使用faspi 掛載起模型執行推薦api

install fastapi

 uv pip install "fastapi[standard]"

檔案名稱 myapp.py 不要叫 fastapi.py 會壞掉喔

# import joblib

# model = joblib.load("./lgbm_model.pkl")

# print("模型已成功載入！")
# print(type(model))

from fastapi import FastAPI, HTTPException
import joblib
import duckdb
import pandas as pd
from lightgbm import LGBMClassifier

# ===============================
# 1️⃣ 啟動時載入模型（只載一次）
# ===============================
print("🚀 Loading model...")

MODEL_PATH = "./lgbm_model.pkl"
FEATURE_PATH = "./features.pkl"
DATA_PATH = "./training.parquet"

model = joblib.load(MODEL_PATH)
feature_columns = joblib.load(FEATURE_PATH)
df = duckdb.read_parquet(DATA_PATH).df()

print("✅ Model Ready")

# ===============================
# 2️⃣ 建立 FastAPI
# ===============================
app = FastAPI(
    title="LightGBM Recommendation API",
    version="1.0"
)

# ===============================
# 3️⃣ Health Check
# ===============================
@app.get("/health")
def health():
    return {"status": "ok"}

# ===============================
# 4️⃣ 取得使用者特徵
# ===============================
def load_feature_by_vid(vid: str):
    user_df = df[df["user_id"] == int(vid)].copy()
    return user_df


# ===============================
# 5️⃣ 排序推薦
# ===============================
def rank_items(feature_df):

    if feature_df.empty:
        return feature_df

    # 只拿模型需要的欄位
    X = feature_df[feature_columns]

    # LightGBM 預測機率
    feature_df["score"] = model.predict_proba(X)[:, 1]

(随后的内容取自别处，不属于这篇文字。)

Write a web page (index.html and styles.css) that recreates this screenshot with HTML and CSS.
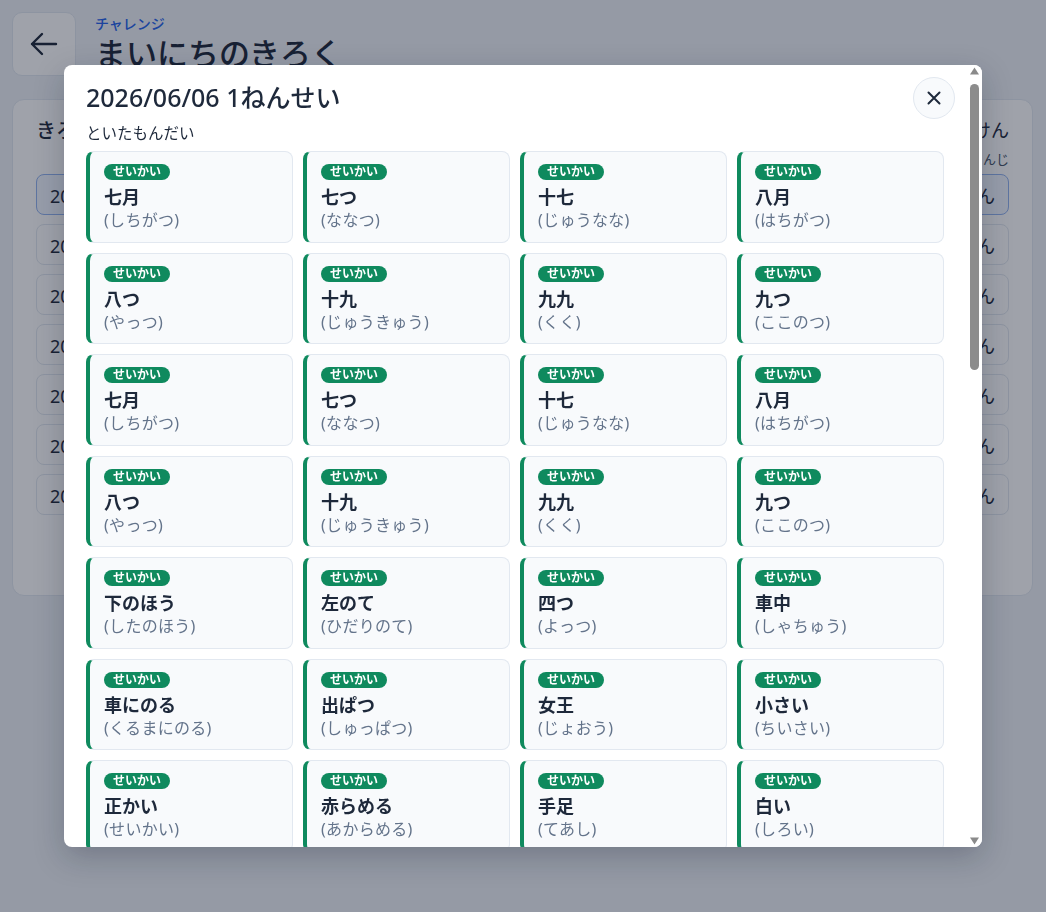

    ranked = feature_df.sort_values(
        "score",
        ascending=False
    )

    return ranked


# ===============================
# 6️⃣ 推薦 API
# ===============================
@app.get("/recommend/{vid}")
def recommend(vid: str, top_k: int = 20):

    feature_df = load_feature_by_vid(vid)

    if feature_df.empty:
        raise HTTPException(
            status_code=404,
            detail="User not found"
        )

    ranked = rank_items(feature_df)

    result = ranked.head(top_k)[
        ["user_id", "product_id", "score"]
    ].to_dict("records")

    return {
        "vid": vid,
        "top_k": top_k,
        "recommendations": result
    }

執行

uvicorn myapp:app  --reload  --host 0.0.0.0 --port 9999

test

curl -X 'GET''http://localhost:9999/recommend/752055?top_k=2' -H 'accept: application/json'

結果

{
  "vid": "752055",
  "top_k": 2,
  "recommendations": [
    {
      "user_id": 752055,
      "product_id": 4422413,
      "score": 0.19915600225401725
    },
    {
      "user_id": 752055,
      "product_id": 4158852,
      "score": 0.0972484069020572
    }
  ]

小結論

但請求多次都還是會是一樣的結果

在真正的推薦系統如果這樣讓客戶一直看到一樣的東西應該會被哭哭

所以大概就是多取個幾個正相關的幾品然後打亂重排再給客戶看吧

這樣在local的請求耗時大概六十毫秒效率該是不錯的

但是是不是真的的有效可能要再驗證

優化

因為之前只是找出最相關的品推送給客戶

但如小結說的推薦都看一樣的一定會被哭哭

所以我們再增加一路是同品類最可能有興趣然後在過濾分數後在打亂排序給客戶看

於第一步標籤 Label（Ranking 的答案）要增加 catalog_id ( 再走一輪重新刷出比對資料)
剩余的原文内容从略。